The analysis after the jump.

         As is obvious at first blush, the cars are not in the garage.  This phenomenon puzzled me as a child . . . garages are for cars, right?  Alas, in the great northern country, when you leave your car in the garage you are typically gifted with multiple mouse infestations in the general region of your engine block (because after you carry in the groceries, the warm and snug call of the cooling engine proves to alluring for wandering mice to pass by).  From what I understand having heard tales of this event, it usually ends up as badly as you can image; mice running around eating your car (sometimes while you are driving) or cooked mice and whatever they scrounged for a nest under the hood.  Plus, aside from the mice, when you have all this stuff, there's just no room left for a vehicle-- Save the occasional snow machine or atv.
          In the first layer you can see a riding lawnmower (it's electric, which is why the top is up, it's charging), a rototiller and the gas to go with it, a handcart, various buckets and trash receptacles, a myriad of chairs and stools, and countless other odds and ends.  Odds and ends are central to a garage.  What else is in there?  What you can't see is another lawn mower (of the push variety, because of the tricky terrain in the yard), a chest freezer, about 50 baby food jars filled with nails, nuts, bolts, and screws, skis, ammo, highchairs (yes, more than one), planters and soil, windchimes, loppers, mauls, axes, an ice chipper or two, a croquet set, coolers, hats, snowshoes, bikes, shovels, paint, and God only knows what else.
          Let's backtrack for a moment.  A chest freezer is pretty standard fare, many people have them to keep the various food they've harvested (read: deer shot, pigs slaughtered, chickens axed, blueberries picked, beans snapped, etc) and buy things in bulk, as well as store things just not meant to be stored in your average kitchen freezer (like a turkey carcass before its turned into stock).  It is also customary to keep ice or water jugs in the freezer to preserve the cherished payload in case of power outage.  Recently, my mom picked up one of these jugs as she was moving things around in the freezer and realized the bottom was brown with oil.  She assumed that oil was leaking from the freezer motor and upon further inspection, she realized that all the jugs, even those on the opposite end of the chest, had bottoms silken and brown from the ooze of oil.  A mystery!  The case was solved by some ingenuity on the part of my mom and google: the polymer in the 20 some odd year old jugs had destabilized after been frozen for so long and the . . . who knows what . . . was leaching from the jugs.

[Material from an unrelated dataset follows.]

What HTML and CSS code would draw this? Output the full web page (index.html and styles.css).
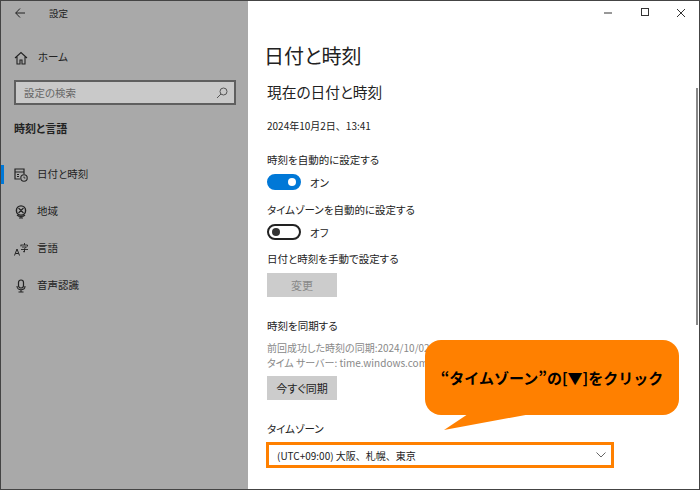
FILE: index.html
```html
<!DOCTYPE html>
<html lang="ja">
<head>
    <meta charset="UTF-8">
    <title>設定</title>
    <link rel="stylesheet" href="styles.css">
</head>
<body>
    <div class="window">
        <aside class="sidebar">
            <div class="titlebar">
                <svg class="back" width="10" height="10" viewBox="0 0 10 10"><path d="M5 .5.7 5 5 9.5M.7 5H10" fill="none" stroke="#222" stroke-width="1"/></svg>
                <span>設定</span>
            </div>
            <div class="nav-item home">
                <svg width="14" height="14" viewBox="0 0 14 14"><path d="M1 7 7 1.5 13 7M3 5.5V13h3V9h2v4h3V5.5" fill="none" stroke="#222" stroke-width="1.1"/></svg>
                <span>ホーム</span>
            </div>
            <div class="search">
                <span>設定の検索</span>
                <svg width="12" height="12" viewBox="0 0 12 12"><circle cx="7.5" cy="4.5" r="3.5" fill="none" stroke="#555"/><path d="M5 7 1 11" stroke="#555"/></svg>
            </div>
            <div class="section">時刻と言語</div>
            <nav>
                <div class="nav-item active">
                    <svg width="14" height="14" viewBox="0 0 14 14"><path d="M6 11H1V1h9v5M1 4h9M3 6.5h2M3 8.5h2" fill="none" stroke="#222" stroke-width="1.2"/><circle cx="10" cy="10" r="3.2" fill="none" stroke="#222" stroke-width="1.1"/><path d="M10 8.5V10h1.4" fill="none" stroke="#222" stroke-width=".8"/></svg>
                    <span>日付と時刻</span>
                </div>
                <div class="nav-item">
                    <svg width="14" height="14" viewBox="0 0 14 14"><circle cx="7" cy="5.5" r="4.6" fill="none" stroke="#222" stroke-width="1.4"/><path d="M4.5 3 9.5 8M9.5 3 4.5 8M3 10c2 2 6 2 8 0M7 11v2M5 13h4" fill="none" stroke="#222" stroke-width="1.1"/></svg>
                    <span>地域</span>
                </div>
                <div class="nav-item">
                    <svg width="14" height="14" viewBox="0 0 14 14"><path d="M.5 13.5 3 7l2.500 6.500M1.500 11.500h3" fill="none" stroke="#222" stroke-width="1"/><path d="M6.500 3h7M7 3v1.500M13.500 3v1.500M8 5h4.500L10.500 6.500V10L9 9.500M7 7.500h7M10.500 1v2" fill="none" stroke="#222" stroke-width=".9"/></svg>
                    <span>言語</span>
                </div>
                <div class="nav-item">
                    <svg width="14" height="14" viewBox="0 0 14 14"><rect x="4.5" y="1" width="5" height="8" rx="2.5" fill="none" stroke="#222" stroke-width="1.2"/><path d="M3 7c0 5 8 5 8 0M7 11v2M4.500 13h5" fill="none" stroke="#222" stroke-width="1.1"/></svg>
                    <span>音声認識</span>
                </div>
            </nav>
        </aside>
        <main class="content">
            <div class="caption">
                <svg width="10" height="2" viewBox="0 0 10 2"><path d="M0 1h8" stroke="#333"/></svg>
                <svg width="10" height="10" viewBox="0 0 10 10"><rect x="1.500" y=".5" width="7" height="7" fill="none" stroke="#333"/></svg>
                <svg width="10" height="10" viewBox="0 0 10 10"><path d="M1 1l8 8M9 1 1 9" stroke="#333" fill="none"/></svg>
            </div>
            <h1>日付と時刻</h1>
            <h2>現在の日付と時刻</h2>
            <p class="now">2024年10月2日、13:41</p>
            <p class="label first">時刻を自動的に設定する</p>
            <div class="toggle-row">
                <span class="toggle on"></span><span>オン</span>
            </div>
            <p class="label">タイムゾーンを自動的に設定する</p>
            <div class="toggle-row last">
                <span class="toggle off"></span><span>オフ</span>
            </div>
            <p class="label">日付と時刻を手動で設定する</p>
            <button class="btn disabled">変更</button>
            <p class="label sync">時刻を同期する</p>
            <p class="info">前回成功した時刻の同期:2024/10/02 13:41<br>タイム サーバー: time.windows.com</p>
            <button class="btn">今すぐ同期</button>
            <p class="label zone">タイムゾーン</p>
            <div class="select">
                <span>(UTC+09:00) 大阪、札幌、東京</span>
                <svg width="10" height="6" viewBox="0 0 10 6"><path d="M.5.5 5 5 9.500.5" fill="none" stroke="#666"/></svg>
            </div>
        </main>
        <div class="scrollbar"></div>
        <div class="callout">
            <span>“タイムゾーン”の[▼]をクリック</span>
        </div>
        <svg class="tail" width="90" height="16" viewBox="0 0 90 16"><path d="M25 0H88L1 16Z" fill="#ff8000"/></svg>
    </div>
</body>
</html>
```

FILE: styles.css
```css
* {
    box-sizing: border-box;
}
body {
    margin: 0;
    font-family: "Noto Sans CJK JP", "Noto Sans", sans-serif;
    font-feature-settings: "palt";
    color: #222;
}
p, h1, h2 {
    margin: 0;
    font-weight: normal;
}
.window {
    position: relative;
    display: flex;
    width: 700px;
    height: 490px;
    border: 1px solid #444;
    background-color: #fff;
    overflow: hidden;
}
.sidebar {
    width: 247px;
    flex-shrink: 0;
    background-color: #a9a9a9;
    font-size: 10.5px;
}
.titlebar {
    display: flex;
    align-items: center;
    height: 24px;
    padding-left: 14px;
    gap: 24px;
    font-size: 9.5px;
}
.nav-item {
    display: flex;
    align-items: center;
    height: 37px;
    padding-left: 13px;
    gap: 9px;
    line-height: 1;
}
.home {
    margin-top: 14px;
    gap: 10px;
}
.search {
    display: flex;
    align-items: center;
    justify-content: space-between;
    width: 222px;
    height: 25px;
    margin: 4px 0 0 13px;
    padding: 0 6px 0 8px;
    background-color: #c9c9c9;
    border: 2px solid #5f5f5f;
    color: #666;
}
.section {
    margin: 15px 0 0 13px;
    font-weight: bold;
    font-size: 11px;
    line-height: 16px;
}
nav {
    margin-top: 20px;
}
.active {
    position: relative;
}
.active::before {
    content: "";
    position: absolute;
    left: 0;
    top: 9px;
    width: 3px;
    height: 19px;
    background-color: #0078d7;
}
.content {
    flex: 1;
    padding-left: 18px;
    font-size: 10.5px;
}
.caption {
    display: flex;
    justify-content: flex-end;
    align-items: center;
    gap: 26px;
    height: 24px;
    padding-right: 13px;
}
h1 {
    margin: 17px 0 0 -2px;
    font-size: 20px;
    line-height: 28px;
}
h2 {
    margin: 12px 0 0 1px;
    font-size: 14.7px;
    line-height: 20px;
}
.now {
    margin: 17px 0 0 1px;
    line-height: 14px;
    font-size: 10px;
    font-feature-settings: normal;
}
.label {
    margin-left: 1px;
    line-height: 14px;
}
.first {
    margin-top: 20px;
}
.toggle-row {
    display: flex;
    align-items: center;
    gap: 9px;
    height: 16px;
    margin: 7px 0 13px 1px;
}
.last {
    margin-bottom: 12px;
}
.toggle {
    position: relative;
    width: 34px;
    height: 16px;
    border-radius: 8px;
    border: 2px solid #222;
}
.toggle::after {
    content: "";
    position: absolute;
    top: 2px;
    width: 8px;
    height: 8px;
    border-radius: 50%;
}
.on {
    background-color: #0078d7;
    border-color: #0078d7;
}
.on::after {
    right: 3px;
    background-color: #fff;
}
.off::after {
    left: 3px;
    background-color: #333;
}
.btn {
    display: block;
    width: 70px;
    height: 24px;
    margin: 7px 0 0 1px;
    padding: 0;
    border: none;
    background-color: #ccc;
    font: inherit;
    font-size: 11px;
    color: #222;
}
.disabled {
    color: #888;
}
.sync {
    margin-top: 22px;
}
.info {
    margin: 7px 0 0 1px;
    font-size: 10px;
    line-height: 15px;
    color: #888;
}
.info + .btn {
    margin-top: 6px;
}
.zone {
    margin-top: 22px;
}
.select {
    display: flex;
    align-items: center;
    justify-content: space-between;
    width: 348px;
    height: 26px;
    margin-top: 6px;
    padding: 0 5px 0 8px;
    border: 3px solid #ff8000;
    font-size: 10px;
    font-feature-settings: normal;
}
.scrollbar {
    position: absolute;
    right: 1px;
    top: 87px;
    width: 2px;
    height: 237px;
    background-color: #888;
}
.callout {
    position: absolute;
    left: 424px;
    top: 339px;
    display: flex;
    align-items: center;
    justify-content: center;
    width: 254px;
    height: 75px;
    border-radius: 16px;
    background-color: #ff8000;
    color: #000;
    font-size: 15px;
    font-weight: bold;
    font-feature-settings: normal;
}
.tail {
    position: absolute;
    left: 442px;
    top: 413px;
}
```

         The incredible collection that is the garage never ceases to amaze and it is certainly a catchall.  Questions are often answered with, "I don't know, maybe in the garage . . ." and bizarre requests are often filled by, "Oh yeah, it's in the garage."  Everything is in there.  It's just where I would want to camp out in a Zombiepocalypse.  It's everything but the kitchen sink, though as the husby pointed out, not 25 feet away . . . is the sink.  I think my mom plants flowers in it.